WASHINGTON (Reuters) - Jobs growth likely cooled in August with the elevated unemployment rate remaining stuck as businesses worried over an uncertain economic outlook, an outcome that could potentially seal the case for a further easing of monetary policy.
Employers are expected to have increased payrolls by 125,000 workers last month, according to a Reuters survey of economists, a step down from July’s 163,000-job gain. The unemployment rate is seen holding steady at 8.3 percent.
The fresh U.S. jobs tally will be released on Friday at 8:30 a.m. (1230 GMT), a week after Federal Reserve Chairman Ben Bernanke left the door wide open to more monetary stimulus and described the labor market’s stagnation as a “grave concern.”
Bernanke’s comments raised expectations among economists that the U.S. central bank would decide to pump more money into the sluggish economy at its September 12-13 meeting through a third round of bond purchases.
“The report would probably have to be very strong to dissuade the Fed from acting, with payrolls coming in well north of 150,000 and the unemployment rate dipping,” said Jeremy Lawson, a senior economist at BNP Paribas in New York.
“And even then policymakers could take the view that healthy employment growth is unlikely given the current outlook for (economic) growth.”
While the economy has experienced three years of growth since the 2007-09 recession, the expansion has not been vigorous and the jobless rate has held above 8 percent for more than three years — the longest stretch since the Great Depression.
The economy grew at an average annual pace of 1.8 percent over the first half of 2012. A sustained growth rate of about 2.5 percent or higher for several quarters would be required to significantly reduce unemployment.
The unemployment rate peaked at 10 percent in October 2009, but progress reducing it stalled this year, which could spell trouble for President Barack Obama when Americans go to the polls in November.
Obama and his Republican challenger Mitt Romney are in a dead heat in the race for the White House, according to a Reuters/Ipsos poll published on Sunday.
“You are not going to get a strong enough payroll clip to meaningfully move the unemployment rate,” said Brian Levitt, an economist at OppenheimerFunds in New York. “You would need to have far greater than 100,000 jobs to have a meaningful impact.”
Hiring has cooled significantly to an average of 105,000 per month over the last three months from 226,000 in the January-March period. Economists blame fears of the so-called U.S. fiscal cliff — the $500 billion or so in expiring tax cuts and government spending reductions scheduled to take hold at the start of next year — and Europe’s long-running debt problems.
Harm Bandholz, chief U.S. economist at UniCredit Research in New York, said those factors have led businesses to postpone investment decisions and were likely weighing on hiring as well.
“Companies are delaying all that stuff given the uncertainty about the fiscal cliff and the global economy. They don’t want to add too much to their books, neither capital nor workers,” he said.
First-time applications for jobless benefits were mostly elevated in August and a gauge of factory employment fell to its lowest level since November 2009, signs the labor market continues to struggle.

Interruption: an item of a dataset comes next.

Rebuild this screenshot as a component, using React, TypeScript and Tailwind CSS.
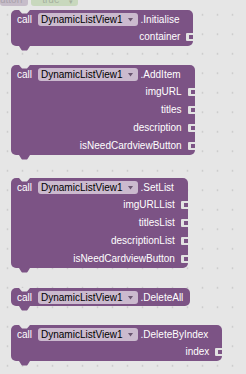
import React from 'react'

type BlockProps = {
  method: string
  inputs?: string[]
  className?: string
}

function TopNotch() {
  return (
    <svg className="absolute left-[8px] top-0" width="11" height="4" viewBox="0 0 11 4">
      <path d="M0 0 H11 L8 3.5 H3 Z" fill="#e6e6e6" />
    </svg>
  )
}

function BottomTab() {
  return (
    <svg className="absolute left-[8px] top-full" width="11" height="5" viewBox="0 0 11 5">
      <path d="M0 0 H11 L8.5 4 Q8 4.6 7 4.6 H4 Q3 4.6 2.5 4 Z" fill="#7c5385" />
    </svg>
  )
}

function Socket() {
  return (
    <svg className="absolute right-0 top-1/2 -translate-y-1/2" width="7" height="8" viewBox="0 0 7 8">
      <path d="M7 0 H1 Q0 0 0 1 V7 Q0 8 1 8 H7 V6 H3 V2 H7 Z" fill="#e2e2e2" />
    </svg>
  )
}

function Dropdown() {
  return (
    <span className="ml-[6px] flex h-[13px] items-center rounded-[3px] bg-[#cbbace] pl-[3px] pr-[5px] text-black">
      DynamicListView1
      <svg className="ml-[5px]" width="5" height="4" viewBox="0 0 5 4">
        <path d="M0 0 H5 L2.5 3.5 Z" fill="#6a5670" />
      </svg>
    </span>
  )
}

function Block({ method, inputs = [], className = '' }: BlockProps) {
  return (
    <div className={`relative flex flex-col self-start rounded-[5px] bg-[#7c5385] pt-px text-white ${className}`}>
      <TopNotch />
      <div className={`flex h-[17px] items-center pl-[6px] ${inputs.length ? 'pr-[14px]' : 'pr-[7px]'}`}>
        <span>call</span>
        <Dropdown />
        <span className="ml-[3px]">.{method}</span>
      </div>
      {inputs.map((label) => (
        <div key={label} className="relative flex h-[18px] items-center justify-end pr-[13px]">
          <span>{label}</span>
          <Socket />
        </div>
      ))}
      <BottomTab />
    </div>
  )
}

export default function App() {
  return (
    <div
      className="relative flex h-[374px] w-[246px] flex-col overflow-hidden bg-[#e6e6e6] bg-[radial-gradient(circle,#cdcdcd_0.8px,transparent_1.2px)] bg-[size:15px_19.5px] bg-[position:0px_5px] pl-[11px] text-[10px] leading-none"
      style={{ fontFamily: '"Liberation Sans", Arial, sans-serif' }}
    >
      {/* faded blocks cut off by the top edge */}
      <div className="absolute left-0 top-[-3px] flex items-end text-[#a9a2ab]">
        <div className="flex h-[9px] items-end rounded-[3px] bg-[#c6bcc9] pb-[1px] pl-0 pr-[6px]">utton</div>
        <div className="ml-[3px] flex h-[9px] w-[47px] items-end rounded-[3px] bg-[#c8d8bd] pb-[1px] pl-[11px] text-[#a6b09f]">
          true
          <span className="ml-[10px] text-[7px]">▾</span>
        </div>
      </div>

      <Block className="mt-[10px]" method="Initialise" inputs={['container']} />
      <Block
        className="mt-[19px]"
        method="AddItem"
        inputs={['imgURL', 'titles', 'description', 'isNeedCardviewButton']}
      />
      <Block
        className="mt-[23px]"
        method="SetList"
        inputs={['imgURLList', 'titlesList', 'descriptionList', 'isNeedCardviewButton']}
      />
      <Block className="mt-[20px]" method="DeleteAll" />
      <Block className="mt-[19px]" method="DeleteByIndex" inputs={['index']} />
    </div>
  )
}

Economists expect manufacturing payrolls to show only a modest gain in August, arguing that factory jobs in July were inflated because automobile manufacturers kept plants running when they would normally shut them for retooling.
Little improvement is expected in construction employment, where homebuilders have been breaking ground on new projects at a slightly faster clip this year.
Elsewhere, a slowdown in temporary hiring in July could have translated into softer professional and business services hiring in August. But utilities payrolls should see a snap back after being depressed by the strike of about 9,000 workers in July.
Government payrolls are a wild card. Economists at JPMorgan predict education employment will show a softer increase in August after rising 18,000 in July. They viewed the increase in July as payback from a weak June number and expect government payrolls contracted 10,000 last month.
But Moody’s Analytics believes government employment rose by 5,000 in August, which would be only the third monthly gain since 2011. They noted both that government payrolls tend to rise in August and that there were five weeks between the July and August employment report survey periods, which could introduce an upward bias.
Average hourly earnings are expected to have risen 0.2 percent last month after a 0.1 percent gain in July. The average work week is seen steady at 34.5 hours. The average work week has hovered around 34.5 hours this year and hours in most industries are back to pre-recession levels.